Trust-to-trust: Transfer Duty considerations for trust beneficiaries

Jul 12, 2021 | Article

This is a very useful article by Phia van der Spuy and it is important to bear in mind the Transfer Duty implications for the acquirer of immovable property from the Trustees in certain circumstance.

 

TRANSFER Duty is an indirect tax levied on the acquisition of fixed property in South Africa.

It is payable on the value of any property acquired by a person by way of a transaction or in any other manner. Transfer Duty is not payable on the transfer of the property that gave rise to Transfer Duty.

Instead, it is the acquisition of the personal right by the purchaser against the seller that gives rise to the Transfer Duty obligation. The Court held in the CIR versus Freddies Consolidated Mines Ltd case of 1957 that the word “acquired” (which is required for a “transaction” to take place under the Transfer Duty Act) means the acquisition of a “right to acquire ownership in a property”.

The judge confirmed in the SIR versus Hartzenberg case of 1966 that Transfer Duty becomes payable upon the acquisition by a person of a personal right to obtain dominium (ownership and control) in immovable property.

With a vesting trust where the beneficiary has a vested right in the trust income (both of a revenue and capital nature) and/or capital in terms of the trust instrument, or a discretionary trust where the trustees exercised their discretion in favour of the beneficiary and the beneficiary obtained a vested right in the trust capital, they will obtain only a personal right against the trustees.

No Transfer Duty is payable when a beneficiary obtains a personal right from the vesting of trust capital because no specific property was vested. Even though a beneficiary may have a vested right in trust capital, the trustees may (if they are entitled to do so under the provisions of the trust instrument) decide to sell the property (and even buy another in its place). In this case, it is clear that the beneficiary never had a real right in either of the properties while they were registered in the names of the trustees.

Only when the trustees decide to transfer a property to a beneficiary do they acquire a real right. This might never happen if the trustees decide to sell and convert the property into cash and then distribute such cash to the beneficiaries. The beneficiary will obtain a real right in the trust asset as soon as ownership in such asset is transferred to the beneficiary. If property is transferred to the beneficiary, they will be liable for Transfer Duty once it is transferred.

In the event of the trustees electing to vest immovable property in the name of a beneficiary of an ownership inter vivos trust (which includes a vesting trust and a discretionary trust) by transferring the property into the name of that beneficiary in the Deeds Registry, the transfer is exempt from Transfer Duty provided the beneficiary is related to the founder or creator of the trust by blood within three degrees of consanguinity and the beneficiary paid no consideration (directly or indirectly) for the property (Section 9(4)(b) of the Transfer Duty Act).

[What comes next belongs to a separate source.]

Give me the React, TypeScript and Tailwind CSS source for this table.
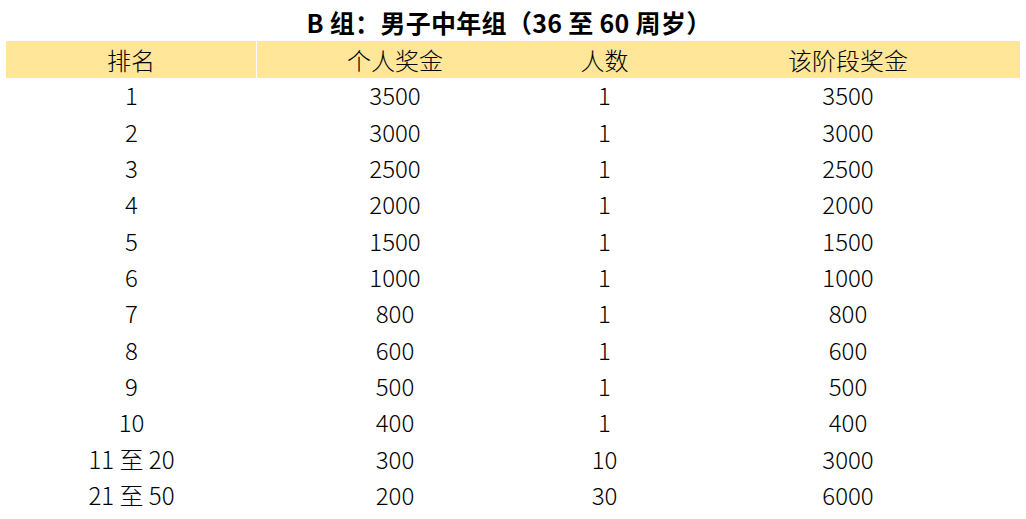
const rows: [string, string, string, string][] = [
  ["1", "3500", "1", "3500"],
  ["2", "3000", "1", "3000"],
  ["3", "2500", "1", "2500"],
  ["4", "2000", "1", "2000"],
  ["5", "1500", "1", "1500"],
  ["6", "1000", "1", "1000"],
  ["7", "800", "1", "800"],
  ["8", "600", "1", "600"],
  ["9", "500", "1", "500"],
  ["10", "400", "1", "400"],
  ["11 至 20", "300", "10", "3000"],
  ["21 至 50", "200", "30", "6000"],
];

const font = { fontFamily: '"Noto Sans CJK SC", "Noto Sans", sans-serif' };

export default function App() {
  return (
    <div className="w-[1026px] h-[519px] bg-white text-black overflow-hidden pl-[6px]" style={font}>
      <div className="w-[1014px]">
        <div className="h-[41px] flex items-center justify-center text-[25px] font-bold leading-none pt-[4px] pr-[8px] tracking-[0.3px]">
          B 组：男子中年组（36 至 60 周岁）
        </div>
        <div className="h-[37px] flex bg-[#ffe699] text-[24px] font-light leading-none">
          <div className="w-[250px] flex items-center justify-center">排名</div>
          <div className="w-[1px] bg-white" />
          <div className="w-[276px] flex items-center justify-center">个人奖金</div>
          <div className="w-[143px] flex items-center justify-center">人数</div>
          <div className="flex-1 flex items-center justify-center">该阶段奖金</div>
        </div>
        {rows.map((r) => (
          <div key={r[0]} className="h-[36.36px] flex text-[24px] font-light leading-none pb-[2px]">
            <div className="w-[251px] flex items-center justify-center whitespace-pre">{r[0]}</div>
            <div className="w-[276px] flex items-center justify-center">{r[1]}</div>
            <div className="w-[143px] flex items-center justify-center">{r[2]}</div>
            <div className="flex-1 flex items-center justify-center">{r[3]}</div>
          </div>
        ))}
      </div>
    </div>
  );
}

In the event of the trustees electing to vest immovable property in the name of a beneficiary of a testamentary trust by transferring the property into the name of that beneficiary in the Deeds Registry, the transfer is exempt from Transfer Duty provided the beneficiary is entitled to it under the will in terms of which the trust was set up. (Section 9(4)(b) of the Transfer Duty Act).

Beneficiaries are not the owners of the trust assets in an ownership trust (which includes a vesting trust and a discretionary trust), but have a vested right with regard to any capital distributed by the trustees.

If a beneficiary disposes of this right, it is not a “real right in land” or a “contingent right in a discretionary trust” and, therefore, does not fall within the ambit of “property” as defined in Section 1 of the Transfer Duty Act.

However, when a beneficiary disposes of their contingent right in a discretionary trust – such as when beneficiaries are substituted during the amendment of a trust instrument – not only may it be argued that a new trust may have come into existence as a result thereof (with Capital Gains Tax and other potential tax consequences), but it may trigger Transfer Duty as a result of the “substitution or addition of one or more beneficiaries with a contingent right to any property of that trust, which constitutes residential property”(Section 1 of the Transfer Duty Act).

Since there is no definition of “residential property trust”, the provisions would apply to a trust owning residential property regardless of the proportion of such property to the full value of the assets held by the trust. In this instance, the Transfer Duty is based on the full market value of the residential property, regardless of the interest the person acquires in the trust.

Therefore, any indirect transfer of immovable residential property (primarily to avoid Transfer Duty) becomes taxable in the same manner as any direct transfer of the property out of the trust.